Normally, affirmations are thought of as motivating phrases to uplift yourself, especially through manifesting. However, the action of affirming is also defined as stating [something] as a fact; asserting strongly and publicly.
So, when you’re affirming what you want, you’re stating it as a fact; stating it with conviction. And, by two of its other definitions, it can be offering (someone) emotional support or encouragement and giving (life) a heightened sense of value, typically through the experience of something emotionally or spiritually uplifting.
So, it can be defined as (and reflect any of) these meanings. Affirming can also be viewed as a technique, particularly when it comes to working towards a manifestation. But, in truth, stating things as a fact is something we do pretty much all the time. Affirming is just something that’s talked about in the manifestation community because you’re doing it to get what you want no matter what. You can even affirm for others - it clearly states that in the second definition.
In the context of robotically affirming, it’s targeting affirming’s main definition (the first one I screenshot). Let’s dive deeper into that.
What is robotically affirming?
Again, this targets the main definition of stating [something] as a fact. That’s what you’re doing without adding any uplifting or motivational words. You’re stating your manifestation as a fact, with less emotion and more neutrality (hence why it’s described as robotic).
What’s the purpose of robotically affirming?
It’s pushing you to normalize your manifestation. You’re stating it with that sense of neutrality as a stronger way of acting like it’s already yours. When we word our affirmation in a more motivational and uplifting manner, it can sometimes imply that we don’t have it yet - we’re affirming to motivate ourselves moreso than to remind ourselves that it’s already ours. It has a stronger implication of “I’m going to get it in the 3D realm” vs “I already have it.”
And just as a disclaimer: neither of these ways are “wrong.” They’re just different ways of pushing yourself to the state of wish fulfilled. I cannot stress enough that there is no “right” or “wrong” way. You do what works for you if you’re struggling to get your manifestation.
Okay. Now let me give an example of each.
My romantic SP, Bee, is having a rough, busy day in the 3D realm. He doesn’t have the time or energy to talk to anybody, including me. Let’s say I react poorly to this: I start feeling really anxious. I say to myself, “Don’t worry, Jibb. He’s still your boyfriend. He’ll talk to you later.” I’m mainly uplifting myself through the reaction I just had.
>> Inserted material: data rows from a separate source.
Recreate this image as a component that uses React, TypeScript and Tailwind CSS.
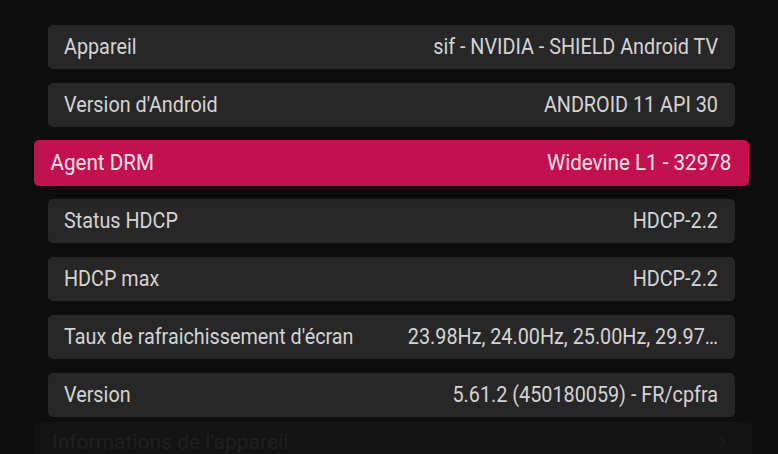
import { ChevronRight } from 'lucide-react'

interface InfoRowProps {
  label: string
  value: string
  focused?: boolean
}

const rows: InfoRowProps[] = [
  { label: 'Appareil', value: 'sif - NVIDIA - SHIELD Android TV' },
  { label: "Version d'Android", value: 'ANDROID 11 API 30' },
  { label: 'Agent DRM', value: 'Widevine L1 - 32978', focused: true },
  { label: 'Status HDCP', value: 'HDCP-2.2' },
  { label: 'HDCP max', value: 'HDCP-2.2' },
  { label: "Taux de rafraichissement d'écran", value: '23.98Hz, 24.00Hz, 25.00Hz, 29.97…' },
  { label: 'Version', value: '5.61.2 (450180059) - FR/cpfra' },
]

function InfoRow({ label, value, focused }: InfoRowProps) {
  const styleProps = focused
    ? 'bg-[#c3104f] text-[#f8e0ea] scale-x-[1.041] scale-y-[1.045] shadow-lg'
    : 'bg-[#272727] text-[#d4d4d4]'

  return (
    <div
      className={`flex items-center justify-between h-[44px] w-[687px] rounded-[5px] pl-[16px] pr-[17px] ${styleProps}`}
    >
      <span className="inline-block whitespace-nowrap scale-y-[1.1]">{label}</span>
      <span className="inline-block whitespace-nowrap scale-y-[1.1] origin-right">{value}</span>
    </div>
  )
}

export default function App() {
  return (
    <div
      className="relative w-[778px] h-[454px] overflow-hidden bg-[#0e0e0e] text-[19.8px] leading-none"
      style={{ fontFamily: 'Roboto, "Noto Sans", sans-serif' }}
    >
      <div className="flex flex-col gap-[14px] pt-[25px] pl-[48px]">
        {rows.map((row) => (
          <InfoRow key={row.label} {...row} />
        ))}
      </div>
      <div className="mt-[5px] ml-[35px] w-[717px] h-[40px] rounded-t-[5px] bg-[#131313] flex items-center justify-between pl-[17px] pr-[20px] text-[#202020]">
        <span className="text-[21px]">Informations de l'appareil</span>
        <ChevronRight size={20} strokeWidth={2} className="text-[#1c1c1c]" />
      </div>
    </div>
  )
}
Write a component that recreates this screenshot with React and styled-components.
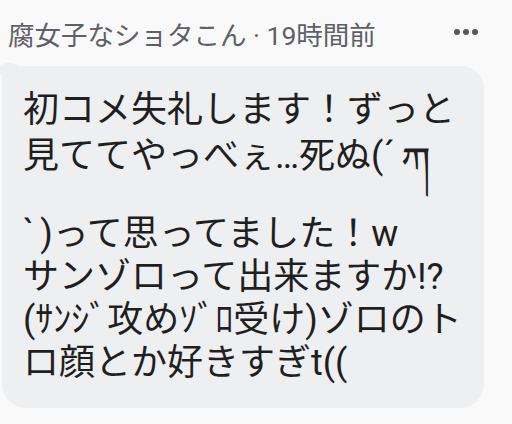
import React from "react";
import styled, { createGlobalStyle } from "styled-components";

const GlobalStyle = createGlobalStyle`
  html, body {
    margin: 0;
    padding: 0;
    background: #f9f9f9;
  }
  body {
    font-family: Roboto, "Noto Sans CJK JP", sans-serif;
  }
`;

const Page = styled.div`
  width: 512px;
  height: 424px;
  overflow: hidden;
  background: #f9f9f9;
`;

const Header = styled.div`
  display: flex;
  align-items: center;
  justify-content: space-between;
  height: 66px;
  padding: 0 34px 0 8px;
  box-sizing: border-box;
`;

const Meta = styled.div`
  font-size: 26.5px;
  color: #5e6066;
  white-space: nowrap;
`;

const MoreButton = styled.div`
  display: flex;
  gap: 3px;
  padding-bottom: 2px;
`;

const Dot = styled.span`
  width: 6px;
  height: 6px;
  border-radius: 50%;
  background: #55575d;
`;

const Bubble = styled.div`
  position: relative;
  margin-left: 2px;
  width: 482px;
  height: 342px;
  box-sizing: border-box;
  padding: 23px 10px 0 21px;
  background: #eeeff1;
  border-radius: 6px 22px 24px 24px;

  &::before {
    content: "";
    position: absolute;
    left: -4px;
    top: -3px;
    width: 22px;
    height: 12px;
    background: #eeeff1;
    border-radius: 50% 50% 0 0;
  }
`;

const Line = styled.div`
  position: relative;
  font-size: 36px;
  line-height: 43px;
  color: #1f1f21;
  white-space: nowrap;
  margin-bottom: ${(p) => (p.tall ? "35px" : "0")};
`;

const Tibetan = styled.span`
  position: relative;
  top: 9px;
  margin-left: 6px;
  font-size: 42px;
  font-family: "Noto Sans Tibetan", "DejaVu Sans", sans-serif;
`;

const Grave = styled.span`
  margin-right: 6px;
`;

export default function App() {
  return (
    <Page>
      <GlobalStyle />
      <Header>
        <Meta>腐女子なショタこん · 19時間前</Meta>
        <MoreButton>
          <Dot />
          <Dot />
          <Dot />
        </MoreButton>
      </Header>
      <Bubble>
        <Line>初コメ失礼します！ずっと</Line>
        <Line tall>
          見ててやっべぇ…死ぬ(´<Tibetan>ཀ</Tibetan>
        </Line>
        <Line>
          <Grave>`</Grave>)って思ってました！w
        </Line>
        <Line>サンゾロって出来ますか!?</Line>
        <Line>(ｻﾝｼﾞ攻めｿﾞﾛ受け)ゾロのト</Line>
        <Line>ロ顔とか好きすぎt((</Line>
      </Bubble>
    </Page>
  );
}
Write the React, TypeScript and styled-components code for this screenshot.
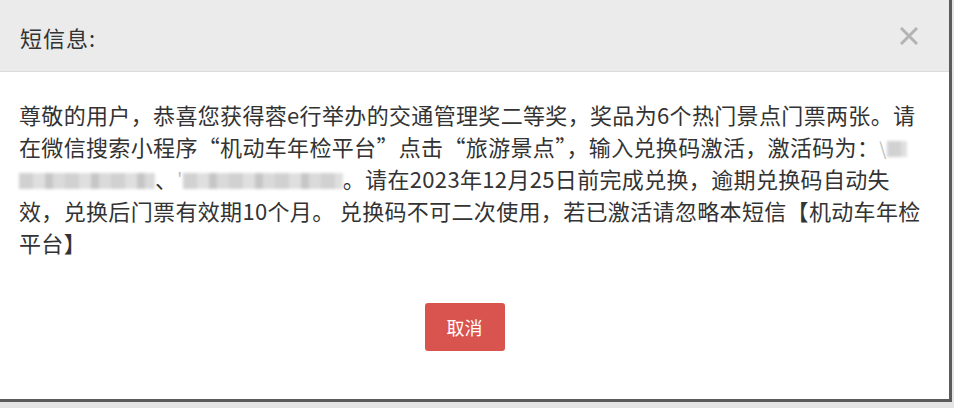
import { FC } from 'react'
import styled, { createGlobalStyle } from 'styled-components'

const GlobalStyle = createGlobalStyle`
  html, body {
    margin: 0;
    padding: 0;
    background: #e4e4e4;
  }
  body {
    font-family: "Noto Sans CJK SC", "Noto Sans", sans-serif;
  }
`

const Dialog = styled.div`
  width: 949px;
  height: 399px;
  background: #fff;
  border-right: 3px solid #5b5b5b;
  border-bottom: 3px solid #5b5b5b;
  display: flex;
  flex-direction: column;
`

const Header = styled.div`
  height: 71px;
  background: #ebebeb;
  border-bottom: 1px solid #dcdcdc;
  display: flex;
  align-items: center;
  justify-content: space-between;
  padding: 0 31px 0 20px;
  flex-shrink: 0;
`

const Title = styled.div`
  font-size: 22px;
  letter-spacing: 1px;
  color: #333;
  line-height: 1;
  margin-top: 2px;
`

const CloseButton = styled.button`
  border: none;
  background: none;
  padding: 0;
  width: 18px;
  height: 18px;
  cursor: pointer;
  display: flex;
  margin-top: 1px;
`

const Body = styled.div`
  padding: 26px 10px 0 19px;
  color: #333;
  font-size: 22px;
  letter-spacing: 0.34px;
  line-height: 32px;
`

const Line = styled.div`
  white-space: nowrap;
  height: 32px;
`

const Peek = styled.span`
  color: #bbb;
  font-size: 18px;
  line-height: 1;
`

const Blur = styled.span<{ w: number }>`
  display: inline-block;
  width: ${p => p.w}px;
  height: 16px;
  vertical-align: -1px;
  background:
    repeating-linear-gradient(90deg, #c9c9c9 0 14px, #dadada 14px 26px, #bdbdbd 26px 34px, #d4d4d4 34px 46px);
  filter: blur(1.6px);
  opacity: 0.85;
`

const Footer = styled.div`
  display: flex;
  justify-content: center;
  padding: 45px 20px 0 0;
`

const CancelButton = styled.button`
  width: 80px;
  height: 48px;
  border: none;
  border-radius: 3px;
  background: #d9534f;
  color: #fff;
  font-family: "Noto Sans CJK SC", sans-serif;
  font-size: 18px;
  cursor: pointer;
`

const CloseIcon: FC = () => (
  <svg width='18' height='18' viewBox='0 0 18 18'>
    <path d='M2 2 L16 16 M16 2 L2 16' stroke='#b3b3b3' strokeWidth='3' strokeLinecap='square' />
  </svg>
)

export default function App() {
  return (
    <>
      <GlobalStyle />
      <Dialog>
        <Header>
          <Title>短信息:</Title>
          <CloseButton aria-label='关闭'>
            <CloseIcon />
          </CloseButton>
        </Header>
        <Body lang='zh-CN'>
          <Line>尊敬的用户，恭喜您获得蓉e行举办的交通管理奖二等奖，奖品为6个热门景点门票两张。请</Line>
          <Line>
            在微信搜索小程序“机动车年检平台”点击“旅游景点”，输入兑换码激活，激活码为：<Peek>\</Peek>
            <Blur w={20} />
          </Line>
          <Line>
            <Blur w={136} />、<Peek>'</Peek>
            <Blur w={160} />。请在2023年12月25日前完成兑换，逾期兑换码自动失
          </Line>
          <Line>效，兑换后门票有效期10个月。 兑换码不可二次使用，若已激活请忽略本短信【机动车年检</Line>
          <Line>平台】</Line>
        </Body>
        <Footer>
          <CancelButton>取消</CancelButton>
        </Footer>
      </Dialog>
    </>
  )
}
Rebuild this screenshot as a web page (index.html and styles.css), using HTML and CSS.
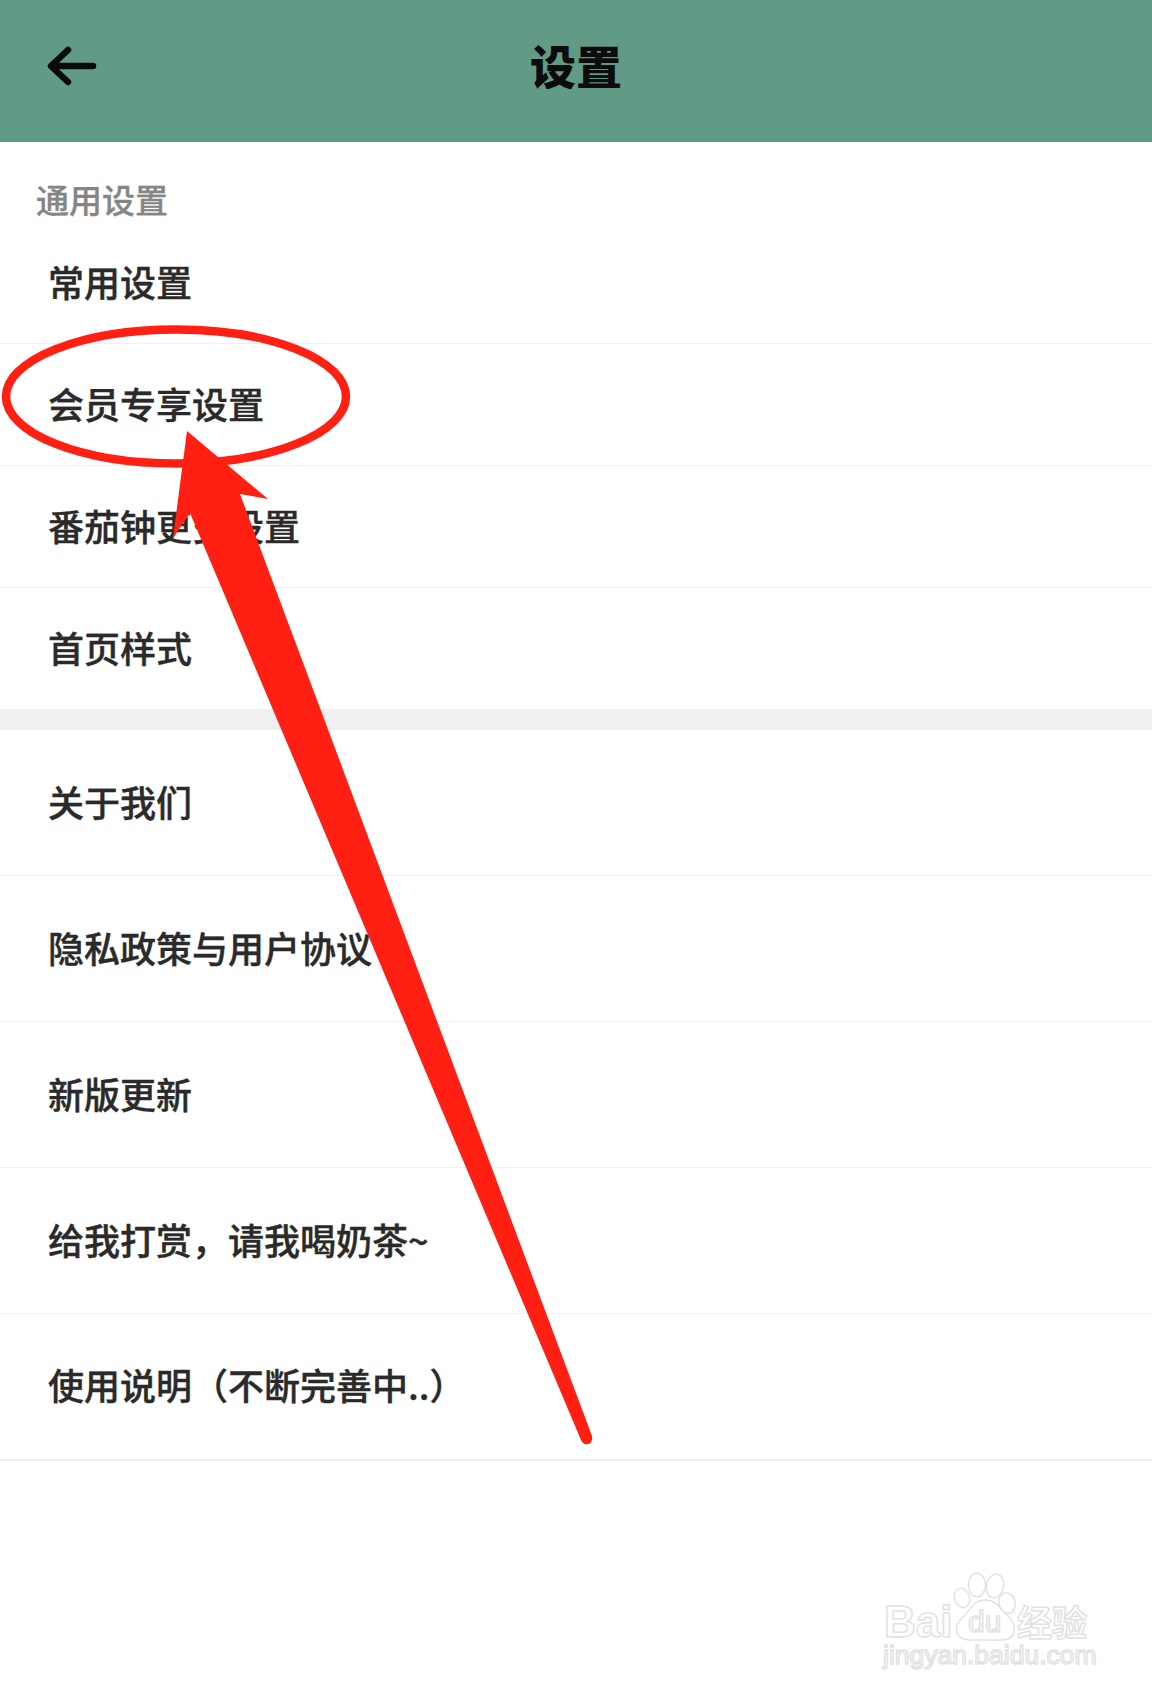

Now, let’s change this a bit. I still react poorly, BUT I instead tell myself, “He’s my boyfriend. He’s talking to me.” That is a robotic affirmation. I’m of course well aware that Bee isn’t talking to me in the 3D realm - I got upset. But I’m choosing to affirm in a neutral manner that he’s mine and that he’s talking to me as a way of picking myself up while normalizing that idea that it’s mine in both realities. It’s “pretending” and acting as if Bee talking to me is my reality since I see him as my boyfriend, despite the fact that he isn’t talking to me in the 3D reality. Also, keep in mind, this can possibly have an even stronger push to the end state for me if I wasn’t or hadn’t reacted poorly to what I saw.
So, do you see the difference? Both ways of affirming work, but changing your wording to be more neutral can help your manifestation feel more normal to you, like you already have it.
How can robotically affirming be more beneficial?
It can possibly diminish a poor reaction AND push you closer or into the wish fulfilled state by how normal you’re making it sound to yourself. Or, if you didn’t react poorly, it can just quickly push you closer to - or fully into - your end state.
So, for some, acting more neutral/indifferent (“robotically”) and/or not reacting to the 3D is what shortens the process of shifting them into their wish fulfilled state. But, for others, simply affirming in a more encouraging manner can still help them shift into that state. Everybody is different with what works for them.
If you’re still struggling and haven’t tried this way of affirming, maybe give it a shot. It may work for you.